March 23, 2018, 10:05 am
Tesla agreed to give Elon Musk what is potentially the richest executive compensation package ever. I will give my (*gasp*) cynical reason why I think they did this. I can show you in one chart (Tesla Model 3 production, from Bloomberg):
I would argue that Elon Musk is the only one in the world who can run a company with so many spectacular failures to meet commitments and still have investors and customers coming back and begging for more. A relatively large percentage of Teslas get delivered with manufacturing defects and their customers sing their praises (even while circulating delivery defect checklists). Tesla keeps publishing Model 3 production hockey sticks (apparently with a straight face) and consistently miss (each quarter pushing back the forecast one quarter) and investors line up to buy more stock. Tesla runs one of the least transparent major public companies in this country (so much so that people like Bloomberg have to spend enormous efforts just to estimate what is going on there) and no one is fazed. Competitors like Volvo and Volkswagon and Toyota and even GM have started to push their EV technology past Tesla and actually sell more EV's than does Tesla (with the gap widening) and investors still treat Tesla like it has a 10-year unassailable lead on competition.
All because Elon Musk can stand up at a venue like SXSW, wave his hands, spin big visions, and the stock goes up $3 billion the next day. Exxon-Mobil has a long history of meeting promises, reveals its capital spending plans in great detail, but misses on earnings by a few cents and loses $40 billion in market cap. GE lost over half its market value when investors got uncomfortable with their lack of transparency and their failures to meet commitments. Not so at Tesla, in large part because Elon Musk is PT Barnum reincarnated, or given the SpaceX business, he is Delos D. Harriman made real.
Disclosure: I don't currently have any position in TSLA but over the last 2 years I have sold short when it reaches around $350 (e.g. after Elon Musk speaks) and buy to cover around $305 (e.g. when actual operational or financial data is released). Sort of the mirror image of BTFD.
March 19, 2018, 9:16 am
I continue to marvel at the nearly 100% positive press Elon Musk gets for his Hyperloop project. For those who do not know, that is his concept for a high speed transportation system that can achieve high speeds in part because it is in a vacuum sealed tube. Here is an update on the project and a picture of a prototype below:
So here is the story so far: We know that the main barrier to high speed rail projects is that they are astonishingly expensive to build and maintain given the high cost of the right-of-way acquisition and building track to the very high standards necessary to support safe high speeds. See for example California high speed rail, which is following some sort of crazed Moore's law where the cost estimate doubles every 18 months.

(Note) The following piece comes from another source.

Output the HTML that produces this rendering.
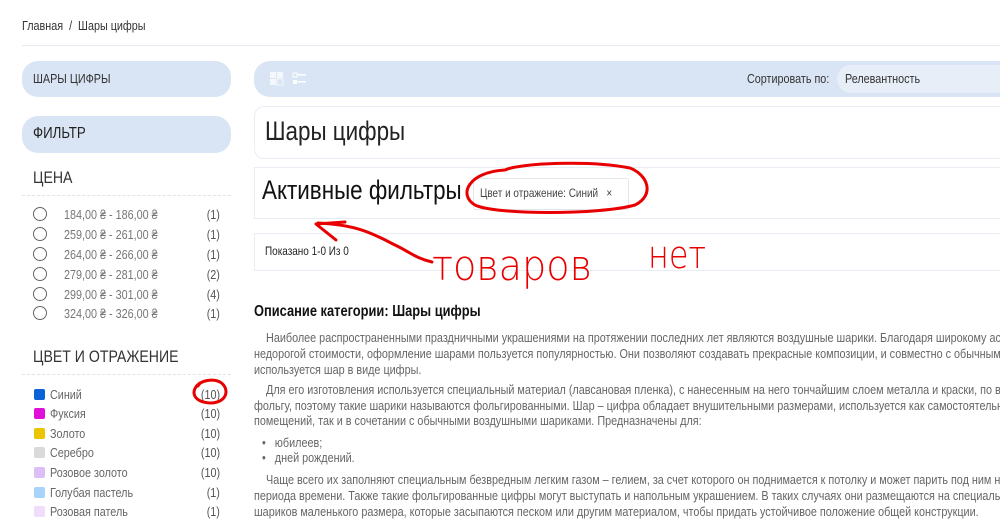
<!DOCTYPE html>
<html><head><meta charset="utf-8"><style>
html,body{margin:0;padding:0;width:1000px;height:524px;overflow:hidden;background:#fff;}
body{font-family:"Liberation Sans","Noto Sans CJK SC",sans-serif;color:#222;position:relative;}
.a{position:absolute;white-space:nowrap;}
.t{position:absolute;white-space:nowrap;transform:scaleX(.83);transform-origin:0 0;}
.box{position:absolute;background:#d9e5f4;border-radius:16px;}
.wb{position:absolute;border:1px solid #e8edf3;border-radius:10px 0 0 10px;border-right:none;}
.radio{position:absolute;left:33px;width:12px;height:12px;border:1.5px solid #666;border-radius:50%;}
.pr{position:absolute;left:64px;font-size:13px;color:#777;white-space:nowrap;transform:scaleX(.83);transform-origin:0 0;}
.cnt{position:absolute;right:780px;font-size:13px;color:#555;transform:scaleX(.83);transform-origin:100% 0;}
.sw{position:absolute;left:34px;width:11px;height:11px;border-radius:2px;}
.cl{position:absolute;left:50px;font-size:13px;color:#666;white-space:nowrap;transform:scaleX(.83);transform-origin:0 0;}
.p{position:absolute;left:254px;font-size:12.5px;color:#666;white-space:nowrap;transform:scaleX(.865);transform-origin:0 0;}
</style></head><body>
<div class="t" style="left:22px;top:18px;font-size:13px;color:#333">Главная &nbsp;/&nbsp; Шары цифры</div>
<div class="a" style="left:22px;top:45px;width:978px;height:1px;background:#e6ebf2"></div>

<div class="box" style="left:22px;top:61px;width:209px;height:36px"></div>
<div class="t" style="left:33px;top:71px;font-size:13px;color:#333">ШАРЫ ЦИФРЫ</div>
<div class="box" style="left:22px;top:116px;width:209px;height:37px"></div>
<div class="t" style="left:33px;top:125px;font-size:16px;color:#222">ФИЛЬТР</div>
<div class="t" style="left:33px;top:168px;font-size:17px;color:#333">ЦЕНА</div>
<div class="a" style="left:22px;top:195px;width:209px;border-top:1px dashed #dde3ea"></div>

<div class="radio" style="top:207px"></div><div class="pr" style="top:207px">184,00 ₴ - 186,00 ₴</div><div class="cnt" style="top:207px">(1)</div>
<div class="radio" style="top:227px"></div><div class="pr" style="top:227px">259,00 ₴ - 261,00 ₴</div><div class="cnt" style="top:227px">(1)</div>
<div class="radio" style="top:247px"></div><div class="pr" style="top:247px">264,00 ₴ - 266,00 ₴</div><div class="cnt" style="top:247px">(1)</div>
<div class="radio" style="top:267px"></div><div class="pr" style="top:267px">279,00 ₴ - 281,00 ₴</div><div class="cnt" style="top:267px">(2)</div>
<div class="radio" style="top:287px"></div><div class="pr" style="top:287px">299,00 ₴ - 301,00 ₴</div><div class="cnt" style="top:287px">(4)</div>
<div class="radio" style="top:306px"></div><div class="pr" style="top:306px">324,00 ₴ - 326,00 ₴</div><div class="cnt" style="top:306px">(1)</div>

<div class="t" style="left:33px;top:347px;font-size:17px;color:#333">ЦВЕТ И ОТРАЖЕНИЕ</div>
<div class="a" style="left:22px;top:374px;width:209px;border-top:1px dashed #dde3ea"></div>
<div class="sw" style="top:389px;background:#0b63d6"></div><div class="cl" style="top:387px">Синий</div><div class="cnt" style="top:387px">(10)</div>
<div class="sw" style="top:408px;background:#e010d8"></div><div class="cl" style="top:406px">Фуксия</div><div class="cnt" style="top:406px">(10)</div>
<div class="sw" style="top:428px;background:#ecc400"></div><div class="cl" style="top:426px">Золото</div><div class="cnt" style="top:426px">(10)</div>
<div class="sw" style="top:447px;background:#dadada"></div><div class="cl" style="top:445px">Серебро</div><div class="cnt" style="top:445px">(10)</div>
<div class="sw" style="top:467px;background:#dcbff7"></div><div class="cl" style="top:465px">Розовое золото</div><div class="cnt" style="top:465px">(10)</div>
<div class="sw" style="top:487px;background:#a8d4fb"></div><div class="cl" style="top:485px">Голубая пастель</div><div class="cnt" style="top:485px">(1)</div>
<div class="sw" style="top:506px;background:#f0dcfb"></div><div class="cl" style="top:504px">Розовая патель</div><div class="cnt" style="top:504px">(1)</div>

<div class="box" style="left:254px;top:61px;width:760px;height:36px;border-radius:16px 0 0 16px"></div>
<svg class="a" style="left:268px;top:70px" width="40" height="20">
<rect x="2" y="2" width="6" height="6" fill="#f4f8fd"/><rect x="9" y="2" width="6" height="6" fill="#f4f8fd"/><rect x="2" y="9" width="6" height="6" fill="#f4f8fd"/><rect x="9" y="9" width="6" height="6" fill="none" stroke="#f4f8fd"/>
<rect x="25" y="3" width="4" height="4" fill="none" stroke="#fff"/><rect x="30" y="4" width="8" height="1.5" fill="#fff"/><rect x="25" y="10" width="4" height="4" fill="#fff"/><rect x="30" y="11" width="8" height="1.5" fill="#fff"/>
</svg>
<div class="t" style="left:747px;top:71px;font-size:13px;color:#333">Сортировать по:</div>
<div class="a" style="left:837px;top:65px;width:170px;height:28px;background:#e7eef8;border-radius:14px 0 0 14px"></div>
<div class="t" style="left:845px;top:71px;font-size:13px;color:#333">Релевантность</div>

<div class="wb" style="left:254px;top:106px;width:750px;height:51px"></div>
<div class="t" style="left:265px;top:116px;font-size:27px;color:#222">Шары цифры</div>
<div class="wb" style="left:254px;top:167px;width:750px;height:50px;border-radius:0"></div>
<div class="t" style="left:262px;top:175px;font-size:27px;color:#111">Активные фильтры</div>
<div class="a" style="left:473px;top:178px;width:154px;height:30px;border:1px solid #e3e7ec;border-radius:3px"></div>
<div class="t" style="left:480px;top:186px;font-size:12px;color:#444">Цвет и отражение: Синий &nbsp;&nbsp;×</div>
<div class="wb" style="left:254px;top:233px;width:750px;height:36px;border-radius:0"></div>
<div class="t" style="left:265px;top:244px;font-size:12px;color:#222">Показано 1-0 Из 0</div>

<div class="t" style="left:254px;top:303px;font-size:15.5px;font-weight:bold;color:#111">Описание категории: Шары цифры</div>
<div class="p" style="top:331px">&nbsp;&nbsp;&nbsp;&nbsp;Наиболее распространенными праздничными украшениями на протяжении последних лет являются воздушные шарики. Благодаря широкому ассортименту</div>
<div class="p" style="top:347px">недорогой стоимости, оформление шарами пользуется популярностью. Они позволяют создавать прекрасные композиции, и совместно с обычными в</div>
<div class="p" style="top:363px">используется шар в виде цифры.</div>
<div class="p" style="top:383px">&nbsp;&nbsp;&nbsp;&nbsp;Для его изготовления используется специальный материал (лавсановая пленка), с нанесенным на него тончайшим слоем металла и краски, по внешнему</div>
<div class="p" style="top:399px">фольгу, поэтому такие шарики называются фольгированными. Шар – цифра обладает внушительными размерами, используется как самостоятельный</div>
<div class="p" style="top:414px">помещений, так и в сочетании с обычными воздушными шариками. Предназначены для:</div>
<div class="p" style="top:436px;left:262px">•&nbsp;&nbsp; юбилеев;</div>
<div class="p" style="top:451px;left:262px">•&nbsp;&nbsp; дней рождений.</div>
<div class="p" style="top:473px">&nbsp;&nbsp;&nbsp;&nbsp;Чаще всего их заполняют специальным безвредным легким газом – гелием, за счет которого он поднимается к потолку и может парить под ним на</div>
<div class="p" style="top:489px">периода времени. Также такие фольгированные цифры могут выступать и напольным украшением. В таких случаях они размещаются на специально</div>
<div class="p" style="top:505px">шариков маленького размера, которые засыпаются песком или другим материалом, чтобы придать устойчивое положение общей конструкции.</div>

<svg class="a" style="left:0;top:0" width="1000" height="524">
<g fill="none" stroke="#e80000" stroke-width="3" stroke-linecap="round" stroke-linejoin="round">
<path d="M505 170 C468 172 458 195 475 205 C495 215 600 215 635 205 C655 195 648 175 630 168 C590 160 520 163 505 170"/>
<path d="M200 383 C190 390 192 402 210 403 C228 403 230 388 220 382 C212 378 200 381 198 386"/>
<path d="M318 223 C360 225 375 235 395 245 C410 252 415 258 432 262"/>
<path d="M345 222 L316 224 L336 240"/>
</g>
<text x="432" y="280" font-family="DejaVu Sans, sans-serif" font-weight="200" font-size="42" fill="#e80000" textLength="160" lengthAdjust="spacingAndGlyphs">товаров</text>
<text x="648" y="268" font-family="DejaVu Sans, sans-serif" font-weight="200" font-size="38" fill="#e80000" textLength="58" lengthAdjust="spacingAndGlyphs">нет</text>
</svg>
</body></html>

So we are going to fix the cost problem by ... requiring that the "track" be a perfectly smooth sealed pressure vessel under vacuum that is hundreds of miles long? What about this approach isn't likely an order of magnitude more expensive than rail? The prototype above which allows only one way travel cost about a billion dollars per mile to build. And with a lot less functionality, as current prototypes envision 10-20 person sleds, one step beyond even the worst airline middle seat in terms of likely claustrophobia, and less than half the capacity of a bus. It would take 15-20 of these sleds just to move the passengers from a typical aircraft. Not to mention the fact that there is no easy way to do switching and a return trip requires a second parallel track. All to reach speeds perhaps 20% higher than air travel.
Sure, I can be wrong. For example, if the hyperloop handled grades better than a train, that would reduce costs somewhat. But why does no one seem to ask obvious questions like this? It's like Musk exudes some sort of skepticism dampening field around him (look at Tesla: the company is fraught with issues and the stock price was falling until Musk did one of his hand-waving presentation specials at SXSW and the stock goes back up 30 points). But if you read carefully, most of the hyperloop progress in the article linked is for getting handouts from government (something Musk excels at) including money for scoping studies of lines that will never exist and money for new buildings and workshops.